═════ Dataset content

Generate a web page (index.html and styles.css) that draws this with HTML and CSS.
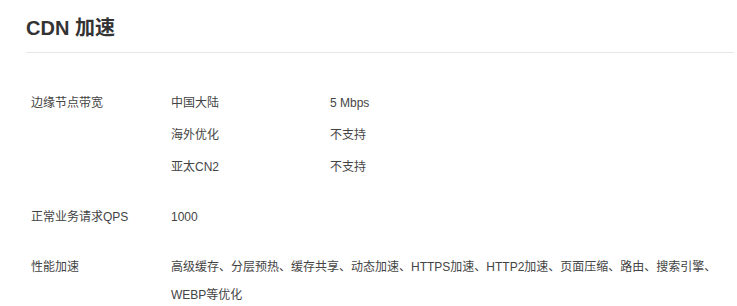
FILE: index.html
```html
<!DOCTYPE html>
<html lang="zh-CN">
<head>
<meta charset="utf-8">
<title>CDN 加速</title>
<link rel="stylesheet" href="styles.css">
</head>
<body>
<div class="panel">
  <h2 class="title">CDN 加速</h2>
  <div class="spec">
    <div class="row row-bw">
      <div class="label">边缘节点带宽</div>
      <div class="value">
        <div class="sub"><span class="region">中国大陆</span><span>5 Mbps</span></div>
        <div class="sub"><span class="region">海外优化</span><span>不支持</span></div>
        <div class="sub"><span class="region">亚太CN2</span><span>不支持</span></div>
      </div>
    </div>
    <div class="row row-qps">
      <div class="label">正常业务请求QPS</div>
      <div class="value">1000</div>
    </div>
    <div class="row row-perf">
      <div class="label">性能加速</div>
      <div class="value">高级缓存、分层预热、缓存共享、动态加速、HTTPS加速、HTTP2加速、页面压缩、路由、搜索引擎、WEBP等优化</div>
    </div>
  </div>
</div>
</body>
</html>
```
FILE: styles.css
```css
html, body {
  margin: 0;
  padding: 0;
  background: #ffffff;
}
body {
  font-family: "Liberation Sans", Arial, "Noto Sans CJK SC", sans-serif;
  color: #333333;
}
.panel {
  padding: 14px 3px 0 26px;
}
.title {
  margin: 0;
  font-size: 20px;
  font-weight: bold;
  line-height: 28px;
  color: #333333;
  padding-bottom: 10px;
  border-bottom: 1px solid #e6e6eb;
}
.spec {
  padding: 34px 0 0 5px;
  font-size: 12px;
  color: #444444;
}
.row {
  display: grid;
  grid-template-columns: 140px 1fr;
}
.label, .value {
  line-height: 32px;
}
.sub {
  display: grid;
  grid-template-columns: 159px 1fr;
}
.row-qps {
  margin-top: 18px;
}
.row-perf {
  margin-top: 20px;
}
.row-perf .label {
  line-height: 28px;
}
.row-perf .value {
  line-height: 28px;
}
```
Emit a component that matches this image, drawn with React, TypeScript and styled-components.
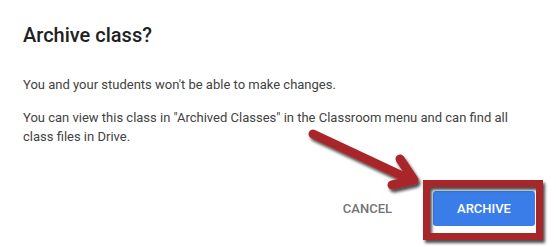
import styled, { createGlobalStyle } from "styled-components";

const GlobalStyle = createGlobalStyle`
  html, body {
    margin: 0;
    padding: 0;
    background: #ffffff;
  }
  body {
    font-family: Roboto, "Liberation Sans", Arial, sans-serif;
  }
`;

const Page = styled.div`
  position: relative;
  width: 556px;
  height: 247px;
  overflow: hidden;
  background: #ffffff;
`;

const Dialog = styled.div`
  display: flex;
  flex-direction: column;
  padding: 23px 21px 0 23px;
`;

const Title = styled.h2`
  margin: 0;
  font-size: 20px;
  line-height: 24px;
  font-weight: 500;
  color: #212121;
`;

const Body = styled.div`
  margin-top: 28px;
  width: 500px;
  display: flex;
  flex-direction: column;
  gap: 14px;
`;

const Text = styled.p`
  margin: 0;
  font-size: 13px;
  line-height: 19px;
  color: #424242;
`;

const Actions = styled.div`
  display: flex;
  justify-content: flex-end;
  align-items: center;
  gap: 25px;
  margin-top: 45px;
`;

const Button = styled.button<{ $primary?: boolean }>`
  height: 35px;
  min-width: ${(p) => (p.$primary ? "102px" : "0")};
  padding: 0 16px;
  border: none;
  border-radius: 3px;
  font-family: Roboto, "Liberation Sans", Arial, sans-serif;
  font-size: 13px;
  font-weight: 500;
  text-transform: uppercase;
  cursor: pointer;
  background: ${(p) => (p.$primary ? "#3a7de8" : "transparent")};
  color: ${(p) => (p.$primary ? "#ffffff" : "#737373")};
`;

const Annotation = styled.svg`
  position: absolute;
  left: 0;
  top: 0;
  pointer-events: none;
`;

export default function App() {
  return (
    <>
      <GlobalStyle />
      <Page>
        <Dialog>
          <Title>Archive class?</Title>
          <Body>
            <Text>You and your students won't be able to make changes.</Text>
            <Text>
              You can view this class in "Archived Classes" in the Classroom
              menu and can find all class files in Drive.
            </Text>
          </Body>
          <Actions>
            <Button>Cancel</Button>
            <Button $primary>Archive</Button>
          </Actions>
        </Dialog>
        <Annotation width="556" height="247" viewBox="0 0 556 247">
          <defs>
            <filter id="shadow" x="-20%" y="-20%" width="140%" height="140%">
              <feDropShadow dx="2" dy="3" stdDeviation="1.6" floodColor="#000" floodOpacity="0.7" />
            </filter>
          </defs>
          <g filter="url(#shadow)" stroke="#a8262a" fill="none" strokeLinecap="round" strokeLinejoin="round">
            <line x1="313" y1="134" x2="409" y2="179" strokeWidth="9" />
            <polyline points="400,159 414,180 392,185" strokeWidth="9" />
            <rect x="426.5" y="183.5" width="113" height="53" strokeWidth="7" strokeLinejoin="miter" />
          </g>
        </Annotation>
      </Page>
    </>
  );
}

══════════

**Task requirements:** Find the word "that" in the data and copy out each line where it turns up.

**Expected answer:**
Generate a web page (index.html and styles.css) that draws this with HTML and CSS.
Emit a component that matches this image, drawn with React, TypeScript and styled-components.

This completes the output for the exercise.